# Data in this exercise
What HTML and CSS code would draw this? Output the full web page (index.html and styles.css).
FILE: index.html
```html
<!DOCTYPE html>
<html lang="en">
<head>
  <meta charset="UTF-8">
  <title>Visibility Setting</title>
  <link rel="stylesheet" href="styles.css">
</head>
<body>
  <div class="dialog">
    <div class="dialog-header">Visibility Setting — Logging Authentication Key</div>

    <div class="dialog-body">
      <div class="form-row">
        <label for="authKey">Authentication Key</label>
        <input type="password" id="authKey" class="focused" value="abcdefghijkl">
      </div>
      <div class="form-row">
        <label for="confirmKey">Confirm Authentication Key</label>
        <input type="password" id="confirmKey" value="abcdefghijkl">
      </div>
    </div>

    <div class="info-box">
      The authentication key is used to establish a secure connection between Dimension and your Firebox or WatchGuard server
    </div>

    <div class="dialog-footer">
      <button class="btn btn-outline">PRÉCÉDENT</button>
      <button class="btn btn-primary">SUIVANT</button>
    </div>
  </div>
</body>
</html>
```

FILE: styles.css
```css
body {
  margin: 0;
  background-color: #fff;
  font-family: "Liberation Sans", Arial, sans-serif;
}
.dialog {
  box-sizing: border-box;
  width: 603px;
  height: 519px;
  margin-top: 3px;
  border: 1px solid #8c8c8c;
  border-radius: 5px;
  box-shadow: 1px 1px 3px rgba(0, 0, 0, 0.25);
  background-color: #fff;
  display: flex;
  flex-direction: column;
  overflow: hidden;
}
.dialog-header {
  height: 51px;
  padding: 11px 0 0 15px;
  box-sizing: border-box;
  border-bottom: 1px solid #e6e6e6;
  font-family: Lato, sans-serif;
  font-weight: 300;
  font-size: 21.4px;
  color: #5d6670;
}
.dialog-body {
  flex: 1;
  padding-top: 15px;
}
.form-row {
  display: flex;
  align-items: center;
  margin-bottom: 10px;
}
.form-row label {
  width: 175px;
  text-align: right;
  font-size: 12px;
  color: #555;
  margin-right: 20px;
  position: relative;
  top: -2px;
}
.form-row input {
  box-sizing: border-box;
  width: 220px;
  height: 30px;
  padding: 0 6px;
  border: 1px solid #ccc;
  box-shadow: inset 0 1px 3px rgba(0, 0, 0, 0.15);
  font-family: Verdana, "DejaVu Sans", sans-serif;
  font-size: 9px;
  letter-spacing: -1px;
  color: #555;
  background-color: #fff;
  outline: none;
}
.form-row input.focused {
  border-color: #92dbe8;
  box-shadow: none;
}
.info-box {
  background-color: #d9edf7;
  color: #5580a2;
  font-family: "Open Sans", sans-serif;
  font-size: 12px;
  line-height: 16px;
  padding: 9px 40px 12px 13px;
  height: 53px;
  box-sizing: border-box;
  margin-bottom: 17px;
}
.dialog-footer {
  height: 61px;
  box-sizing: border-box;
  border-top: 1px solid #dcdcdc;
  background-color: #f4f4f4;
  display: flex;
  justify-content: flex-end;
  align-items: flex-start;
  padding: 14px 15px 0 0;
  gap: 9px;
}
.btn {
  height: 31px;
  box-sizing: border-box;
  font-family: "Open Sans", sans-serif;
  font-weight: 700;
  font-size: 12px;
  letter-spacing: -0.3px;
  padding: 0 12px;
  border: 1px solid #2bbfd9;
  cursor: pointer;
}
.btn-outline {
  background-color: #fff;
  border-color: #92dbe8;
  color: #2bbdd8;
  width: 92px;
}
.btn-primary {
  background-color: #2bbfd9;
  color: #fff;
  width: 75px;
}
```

...

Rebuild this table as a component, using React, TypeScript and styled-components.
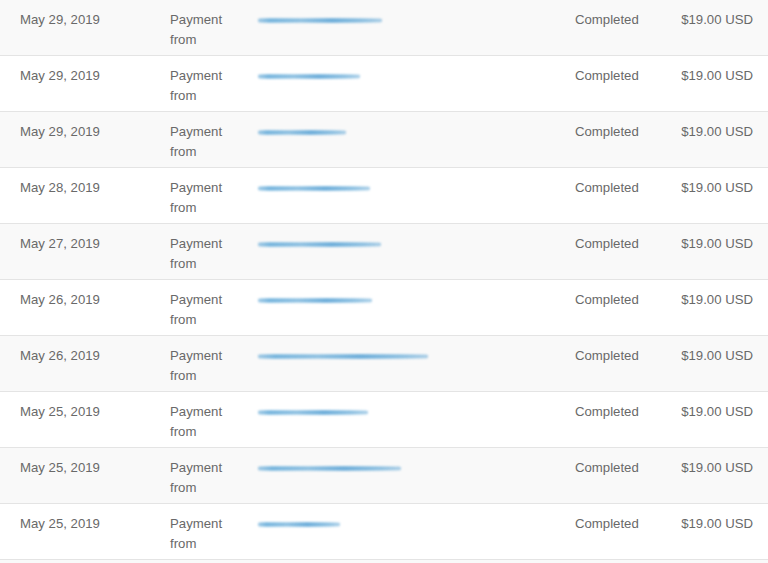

# Exercise requirements
Copy every line of the listing containing the string "index".

# Written solution
What HTML and CSS code would draw this? Output the full web page (index.html and styles.css).
FILE: index.html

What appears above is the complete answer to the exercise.